▶ Exercise brief:
Give back the lines exactly, from the first one to the line with "const footerLinks = ['隐私政策', '服务条款', '常见问题', '支持', '关于我们'];", both ends included.

▶ Provided data:
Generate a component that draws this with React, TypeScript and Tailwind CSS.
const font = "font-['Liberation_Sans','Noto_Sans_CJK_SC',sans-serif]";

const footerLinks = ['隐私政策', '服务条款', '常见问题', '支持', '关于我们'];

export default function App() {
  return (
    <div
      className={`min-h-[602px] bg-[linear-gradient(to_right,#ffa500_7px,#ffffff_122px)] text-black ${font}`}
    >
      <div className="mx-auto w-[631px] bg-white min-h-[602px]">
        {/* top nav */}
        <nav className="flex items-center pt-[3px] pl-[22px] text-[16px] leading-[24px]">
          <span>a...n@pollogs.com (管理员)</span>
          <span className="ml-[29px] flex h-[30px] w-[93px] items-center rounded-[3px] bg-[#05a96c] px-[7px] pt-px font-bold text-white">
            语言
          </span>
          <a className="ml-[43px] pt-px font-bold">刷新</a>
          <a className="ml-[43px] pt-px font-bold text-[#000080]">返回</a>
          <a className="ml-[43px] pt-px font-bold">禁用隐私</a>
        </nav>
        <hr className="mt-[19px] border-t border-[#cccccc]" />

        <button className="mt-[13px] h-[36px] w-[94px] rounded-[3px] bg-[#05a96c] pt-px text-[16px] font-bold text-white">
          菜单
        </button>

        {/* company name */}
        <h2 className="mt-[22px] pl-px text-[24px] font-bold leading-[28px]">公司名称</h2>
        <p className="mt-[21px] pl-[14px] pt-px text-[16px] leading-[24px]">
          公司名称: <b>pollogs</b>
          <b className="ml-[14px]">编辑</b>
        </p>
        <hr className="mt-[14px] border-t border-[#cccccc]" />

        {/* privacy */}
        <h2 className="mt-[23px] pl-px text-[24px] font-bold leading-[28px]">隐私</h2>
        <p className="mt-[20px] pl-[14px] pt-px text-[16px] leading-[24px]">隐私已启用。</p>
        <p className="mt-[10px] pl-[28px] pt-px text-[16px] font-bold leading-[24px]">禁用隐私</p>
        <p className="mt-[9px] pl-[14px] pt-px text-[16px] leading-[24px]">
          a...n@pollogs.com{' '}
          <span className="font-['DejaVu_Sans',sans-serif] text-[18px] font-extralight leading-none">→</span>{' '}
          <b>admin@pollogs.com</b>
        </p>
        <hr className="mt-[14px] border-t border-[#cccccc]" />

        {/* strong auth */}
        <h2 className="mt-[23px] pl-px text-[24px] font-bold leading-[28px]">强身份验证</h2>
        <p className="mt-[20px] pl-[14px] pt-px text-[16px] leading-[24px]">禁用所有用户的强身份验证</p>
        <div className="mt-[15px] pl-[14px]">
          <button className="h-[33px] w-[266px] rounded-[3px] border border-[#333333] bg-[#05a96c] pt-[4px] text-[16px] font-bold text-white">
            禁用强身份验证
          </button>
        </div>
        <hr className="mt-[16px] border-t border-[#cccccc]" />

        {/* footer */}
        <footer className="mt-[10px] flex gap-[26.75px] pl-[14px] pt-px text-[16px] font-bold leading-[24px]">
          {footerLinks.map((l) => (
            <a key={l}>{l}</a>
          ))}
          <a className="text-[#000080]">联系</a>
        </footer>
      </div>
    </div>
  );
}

▶ Problem solution:
Generate a component that draws this with React, TypeScript and Tailwind CSS.
const font = "font-['Liberation_Sans','Noto_Sans_CJK_SC',sans-serif]";

const footerLinks = ['隐私政策', '服务条款', '常见问题', '支持', '关于我们'];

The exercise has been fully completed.